This closure plan will see 31 of these stores close, including the one on Oxford Street in London and the one in Birmingham City Centre. If they are closing stores they have on the most famous shopping street in the UK and also a city centre location in the second biggest city in the country stores in the likes of Darlington, Middlesbrough, Grimsby, Carlisle etc etc don't stand a chance, regardless of the policies of their local councils.

Whilst I'm not a fan of the way DBC do things, I imagine that whatever they did would not have made any difference. The main factor in the continued shrinking of and collapse of retail chains is the change in the habits of the consumer.

The vast majority of people shop online, social habits have changed as well, people work more hours so have less time to shop, wages for a lot of people have been stagnant for years due to austerity so have less money in their pockets, central government have raised the rates and rents shop tenants have to pay.

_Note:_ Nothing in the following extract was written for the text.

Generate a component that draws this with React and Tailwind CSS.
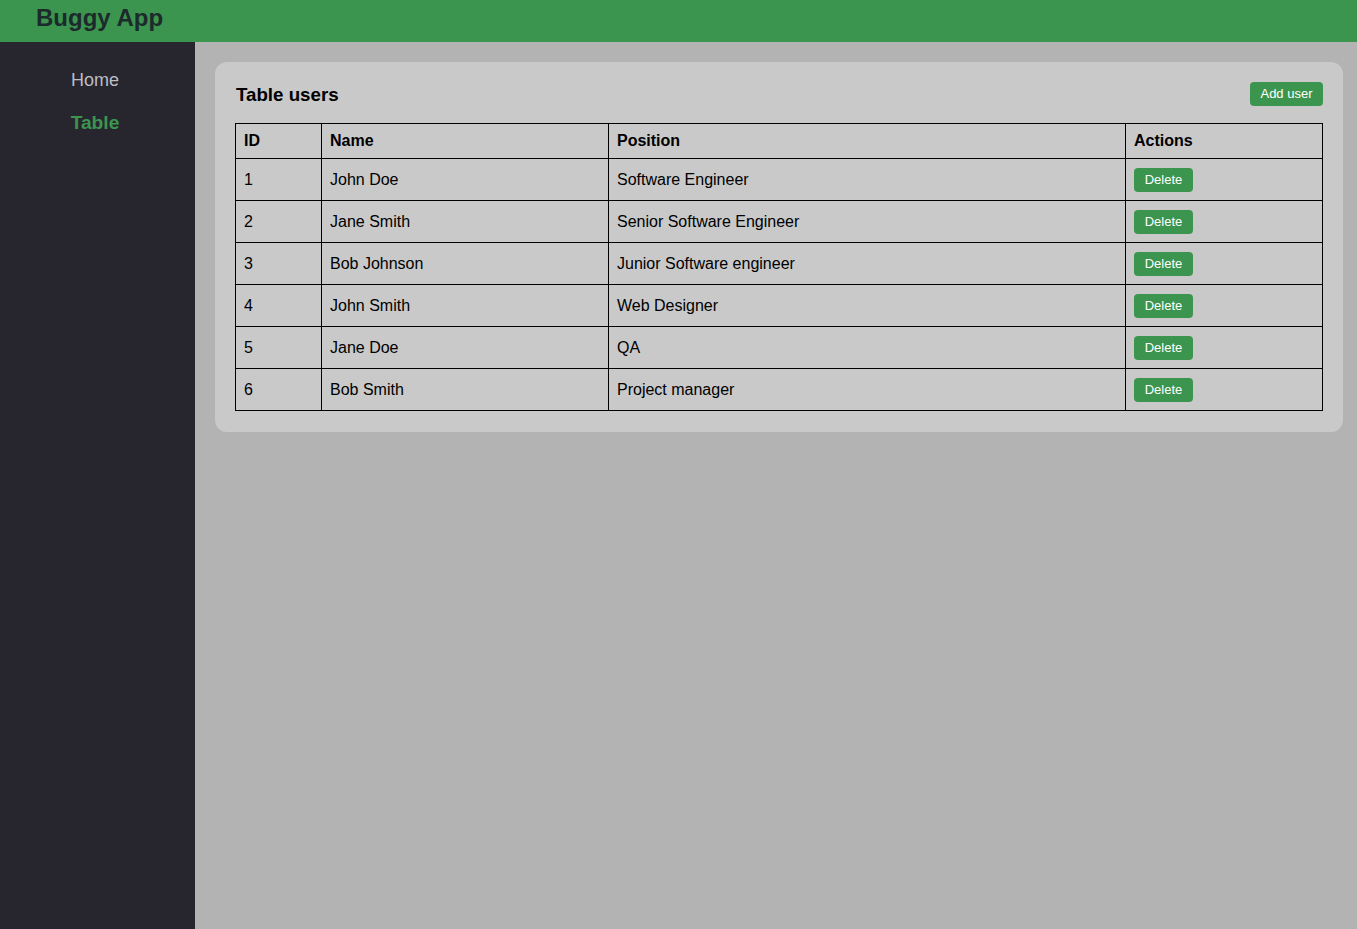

It's a perfect storm of circumstances that have contributed to the ongoing decline of shop offerings. People hark back to the good old days of when town centres were hubs that people shopped and socialised in, most people don't do that now as they shop on the internet and communicate using technology etc. When I was a kid you wanted to buy something you had to go into town and physically buy it from a shop, you want it now you can google it and have it ordered in minutes without leaving your sofa.

Out of town retail parks will thrive as they offer free parking and lots of parking that means you can practically park outside of the door of the stores that are there.

Town centres, not just ours but all towns at the moment and then eventually big cities need to find new uses/purposes for their centres, as they have no future as shopping destinations and that has been their main purpose for probably over a century. There are so many really good small independant retailers in town that struggle to survive because people can order similar stuff off of Amazon for pennies in seconds.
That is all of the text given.